Mubsutina: Now that Dearborn is out in the world, what are your future writing plans? Do you see them connecting to this short story collection?
Zeineddine: There are so many other short story ideas I have about Dearborn, and I’m working on a novel that is set in the city. I’ve been completely obsessed with Dearborn; I see myself continuing to write about it. I did also have this idea about writing about peddlers because peddling was so important to the early years of the Arab American experience. My great-grandfather who came to the States in 1920 worked as a peddler for a number of years in West Virginia before he bought a cafe. I have been doing some research on it, but I don’t have that flame in me right now. When I think of Dearborn, I have this fire in me like I need to write about it.
Mubsutina: Just from visiting Dearborn a few times I can see how this is a place that has the potential to be a setting for multiple books.
Zeineddine: Yes, there are so many more stories that I wanted to tell. I’m Lebanese, but there are a lot of other Arab ethnicities within Dearborn, including Yemenis, Iraqis, Palestinians, and Syrians. Learning more about their stories and experiences is something I would like to do more of; not to write their stories but somehow incorporate it into the stories I am telling.

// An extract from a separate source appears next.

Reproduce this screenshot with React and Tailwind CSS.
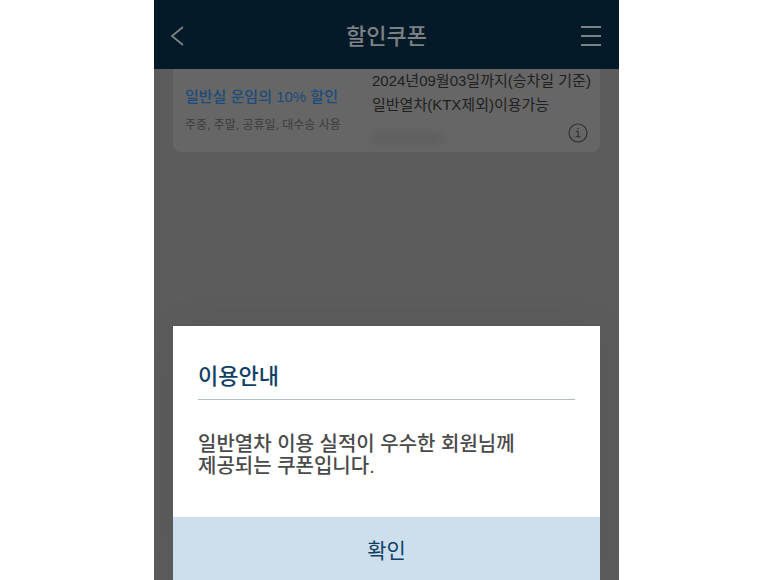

I am not done with Dearborn yet.
Ghassan Zeineddine was born in Washington, D.C., and raised in the Middle East. He is an assistant professor of creative writing at Oberlin College, and co-editor of the creative nonfiction anthology Hadha Baladuna: Arab American Narratives of Boundary and Belonging. He lives with his wife and two daughters in Ohio.
Lena Mubsutina is the author of Amreekiya, an Arab American Book Award winner, a finalist for the Louise Meriwether First Book Prize, and one of Foreword’s “Four Phenomenal Debut Novels.” She has been nominated for two Pushcart Prizes.